+1 (917) 442-7592 megan@megangewitz.com

I often wake up feeling something other than peace, joy, or enthusiasm.

This morning, for example, I felt particularly “blah.”  I slept later than I had intended, my weekend—which was filled with excitement—had come to an end, and I was not looking forward to getting back to chores and responsibility. “I don’t feel like doing any of it today,” was my overall sentiment.

I gave myself some grace and eased into my morning with my health tonic of lemon water, Himalayan sea salt, and apple cider vinegar. Then, I decided to sit and meditate.

There seem to be an endless number of meditation practices offered in our world today, and I have tried many of them. Unfortunately, some of them lead to “spiritual bypassing,” where we engage in a spiritual idea or practice in order to avoid the painful parts of ourselves or our emotions. This can often backfire, as those pained parts of ourselves might never get the attention they need to truly heal.

I was a transcendental meditation (TM) practitioner for many years, and I loved it.  I touted it as the only mediation practice from which I felt real results.  It was immediately gratifying—I felt so good after 20 minutes that I couldn’t wait to do it again.  After a while, though, I began to crave something deeper, and I wondered if the positive feelings I had been experiencing were healthy or real.

I later learned that with certain mantra meditations like TM, we can enter a dissociative state, where we actually disconnect from our bodies and emotions rather than get in touch with ourselves. We feel great—almost high—but for people like me who have a history of trauma, this can mean delaying the inevitable. To heal trauma, we need to stop running so that we can encounter and integrate the pained parts of ourselves.

The kind of meditation I have found to be most useful for me and my clients, many of whom have also experienced complex PTSD, is Vipassana—or insight—meditation. It prioritizes staying aware of exactly what is happening within you as it happens. In my own life, when I wake up feeling sadness, grief, or anxiety and am tempted to escape by calling off all of my ambitious plans for the day, I practice being with my sadness.

If “being with your sadness” doesn’t make much sense to you right now, you’re not alone. This advice is usually met with confusion from my clients, and I often felt resentful and angry when I heard this term since I had no idea how to do it. A regular meditation practice helped me learn.

 

When I practice, I start by concentrating on my breath in order to arrive in the moment, tame my monkey mind, and hone my ability to focus. Then, I begin one form of Vipassana meditation called RAIN—recognize, allow, investigate, and nurture.

Recognize: I begin by asking myself “what’s here now?” I label sadness, fear, judgements, and insecurities.

Allow: Then I make room for it all. I do this with a statement like “this too,” or “this belongs,” or a simple “yes” to whatever painful or pleasant experience I am witnessing. I find it extremely helpful to imagine turning toward the emotion rather than contracting from it, and even imagining taking the emotion in with a big breath.
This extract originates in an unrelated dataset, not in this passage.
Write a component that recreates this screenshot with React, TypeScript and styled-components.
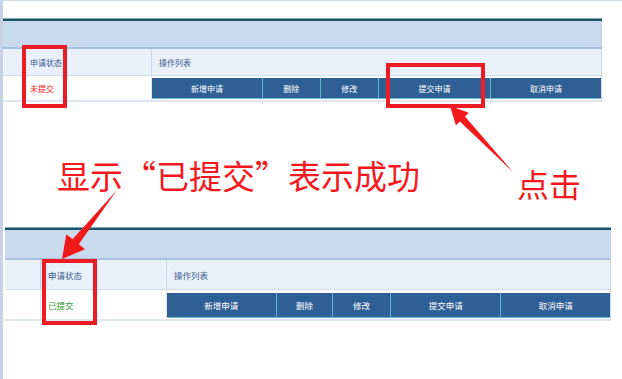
import React from "react";
import styled, { createGlobalStyle } from "styled-components";

const Global = createGlobalStyle`
  html, body { margin: 0; padding: 0; background: #ffffff; }
  body { font-family: "Noto Sans CJK SC", "Noto Sans", sans-serif; }
`;

const Page = styled.div`
  position: relative;
  width: 622px;
  height: 379px;
  overflow: hidden;
  display: flex;
  background: #ffffff;
`;

const LeftStrip = styled.div`
  width: 3px;
  flex: none;
  background: #c7d2e4;
`;

const Main = styled.div`
  flex: 1;
  display: flex;
  flex-direction: column;
  border-top: 1px solid #cfd6e2;
`;

const Panel = styled.section<{ $w: number; $ml: number; $mt: number }>`
  width: ${(p) => p.$w}px;
  margin-left: ${(p) => p.$ml}px;
  margin-top: ${(p) => p.$mt}px;
  display: flex;
  flex-direction: column;
  flex: none;
`;

const TopRule = styled.div`
  height: 3px;
  box-sizing: border-box;
  background: #1d5367;
  border-top: 1px solid #79aeb9;
`;

const Band = styled.div<{ $h: number }>`
  height: ${(p) => p.$h}px;
  background: #c9d9ee;
  border-bottom: 2px solid #a8c0df;
  border-right: 1px solid #bccde5;
`;

const Grid = styled.div<{ $cols: string }>`
  display: grid;
  grid-template-columns: ${(p) => p.$cols};
  border-bottom: 2px solid #dde6f2;
  border-right: 1px solid #c6d5ea;
`;

const HeadCell = styled.div<{ $h: number; $fs: number; $first?: boolean }>`
  height: ${(p) => p.$h}px;
  box-sizing: border-box;
  background: #e9f0f9;
  border-left: ${(p) => (p.$first ? "none" : "1px solid #c9d6e9")};
  border-bottom: 1px solid #d2dcec;
  display: flex;
  align-items: center;
  padding-left: 7px;
  color: #3a5a8c;
  font-size: ${(p) => p.$fs}px;
  white-space: nowrap;
`;

const DataCell = styled.div<{ $h: number; $fs: number; $color?: string; $first?: boolean }>`
  height: ${(p) => p.$h}px;
  box-sizing: border-box;
  background: #ffffff;
  border-left: ${(p) => (p.$first ? "none" : "1px solid #dfe6f0")};
  display: flex;
  align-items: center;
  padding-left: 7px;
  color: ${(p) => p.$color || "#333"};
  font-size: ${(p) => p.$fs}px;
  white-space: nowrap;
`;

const OpsCell = styled.div<{ $h: number; $pt: number }>`
  height: ${(p) => p.$h}px;
  box-sizing: border-box;
  padding-top: ${(p) => p.$pt}px;
  border-left: 1px solid #dfe6f0;
  display: flex;
  align-items: flex-start;
`;

const Btn = styled.div<{ $grow: number; $bh: number; $fs: number; $first?: boolean }>`
  flex: ${(p) => p.$grow} 1 0;
  height: ${(p) => p.$bh}px;
  box-sizing: border-box;
  background: #2e5f95;
  color: #ffffff;
  border-left: ${(p) => (p.$first ? "none" : "1px solid #5db4cf")};
  border-bottom: 1px solid #6bb8d2;
  display: flex;
  align-items: center;
  justify-content: center;
  font-size: ${(p) => p.$fs}px;
  white-space: nowrap;
`;

const Notes = styled.div`
  height: 125px;
  flex: none;
  display: flex;
  justify-content: space-between;
  align-items: flex-start;
  padding: 0 41px 0 54px;
`;

const Note = styled.div<{ $mt: number; $fs: number }>`
  margin-top: ${(p) => p.$mt}px;
  font-size: ${(p) => p.$fs}px;
  line-height: 1;
  color: #f5191d;
  white-space: nowrap;
`;

const Frame = styled.div<{ $x: number; $y: number; $w: number; $h: number }>`
  position: absolute;
  left: ${(p) => p.$x}px;
  top: ${(p) => p.$y}px;
  width: ${(p) => p.$w}px;
  height: ${(p) => p.$h}px;
  box-sizing: border-box;
  border: 4px solid #ec1c24;
  pointer-events: none;
`;

const Overlay = styled.svg`
  position: absolute;
  left: 0;
  top: 0;
  width: 622px;
  height: 379px;
  pointer-events: none;
`;

type Pt = [number, number];

function arrowPoints(tail: Pt, tip: Pt, headLen: number, headHalf: number, neck: number): string {
  const dx = tip[0] - tail[0];
  const dy = tip[1] - tail[1];
  const len = Math.hypot(dx, dy);
  const ux = dx / len;
  const uy = dy / len;
  const px = -uy;
  const py = ux;
  const bx = tip[0] - ux * headLen;
  const by = tip[1] - uy * headLen;
  const pts: Pt[] = [
    tail,
    [bx + px * neck, by + py * neck],
    [bx + px * headHalf, by + py * headHalf],
    tip,
    [bx - px * headHalf, by - py * headHalf],
    [bx - px * neck, by - py * neck],
  ];
  return pts.map((q) => `${q[0].toFixed(1)},${q[1].toFixed(1)}`).join(" ");
}

const ACTIONS: { label: string; grow: number }[] = [
  { label: "新增申请", grow: 111 },
  { label: "删除", grow: 57 },
  { label: "修改", grow: 58 },
  { label: "提交申请", grow: 112 },
  { label: "取消申请", grow: 111 },
];

type TableProps = {
  w: number;
  ml: number;
  mt: number;
  cols: string;
  bandH: number;
  headH: number;
  rowH: number;
  btnPad: number;
  btnH: number;
  fs: number;
  status: string;
  statusColor: string;
};

function StatusTable(p: TableProps) {
  return (
    <Panel $w={p.w} $ml={p.ml} $mt={p.mt}>
      <TopRule />
      <Band $h={p.bandH} />
      <Grid $cols={p.cols}>
        <HeadCell $h={p.headH} $fs={p.fs} $first />
        <HeadCell $h={p.headH} $fs={p.fs}>申请状态</HeadCell>
        <HeadCell $h={p.headH} $fs={p.fs}>操作列表</HeadCell>
        <DataCell $h={p.rowH} $fs={p.fs} $first />
        <DataCell $h={p.rowH} $fs={p.fs} $color={p.statusColor}>
          {p.status}
        </DataCell>
        <OpsCell $h={p.rowH} $pt={p.btnPad}>
          {ACTIONS.map((a, i) => (
            <Btn key={a.label} $grow={a.grow} $bh={p.btnH} $fs={p.fs} $first={i === 0}>
              {a.label}
            </Btn>
          ))}
        </OpsCell>
      </Grid>
    </Panel>
  );
}

export default function App() {
  return (
    <>
      <Global />
      <Page>
        <LeftStrip />
        <Main>
          <StatusTable
            w={599}
            ml={0}
            mt={17}
            cols="19px 129px 1fr"
            bandH={26}
            headH={27}
            rowH={24}
            btnPad={2}
            btnH={21}
            fs={8}
            status="未提交"
            statusColor="#ff2222"
          />
          <Notes>
            <Note $mt={57} $fs={33}>显示“已提交”表示成功</Note>
            <Note $mt={65} $fs={32}>点击</Note>
          </Notes>
          <StatusTable
            w={606}
            ml={2}
            mt={0}
            cols="35px 126px 1fr"
            bandH={28}
            headH={30}
            rowH={29}
            btnPad={3}
            btnH={25}
            fs={8.5}
            status="已提交"
            statusColor="#2f9a2f"
          />
        </Main>
        <Frame $x={22} $y={45} $w={45} $h={63} />
        <Frame $x={386} $y={63} $w={99} $h={45} />
        <Frame $x={42} $y={259} $w={55} $h={66} />
        <Overlay viewBox="0 0 622 379">
          <polygon points={arrowPoints([513, 172], [450, 106], 18, 9, 3.5)} fill="#f01a1a" />
          <polygon points={arrowPoints([117, 190], [62, 259], 22, 12, 4)} fill="#f01a1a" />
        </Overlay>
      </Page>
    </>
  );
}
Investigate: I use this step to find out more about my experience. I open up to my experience as it is now, and I feel it in my body. I describe the particular sensations that go with it (heavy chest, adrenaline moving up from my stomach to my heart, racing heart). This step might be difficult in the beginning. If you feel overtaken by emotions, it is wise to just let the pained part know you see it and have the intention to come back when you have more capacity.

This step will also likely take the most time. You can ask yourself questions such as:

“What does this part of me most need from me right now?”

“How does it want me to be with it?”

“What does it want me to know about itself?”

“Is there anything I want to say to it from my wisest, most nurturing and loving place?”.

Nurture: The practice ends by nurturing the feelings that have come up with compassion. I like to put my hand on my heart and offer the words I think I most need to hear.  Some suggestions are “I’m here,” “I care about this suffering,” or “You are enough.”

Upon completing the four steps of RAIN, it’s important to take some time to notice the shift.  Observe how you are no longer identified with your emotions or stories, and you are reconnected to the freedom and spaciousness of the present moment.

This morning, RAIN reconnected me with presence. I found a sense of peace, spaciousness, and aliveness. When I practice, I get up from my meditation a different human than I was when I sat down, and I feel excited to meet my day.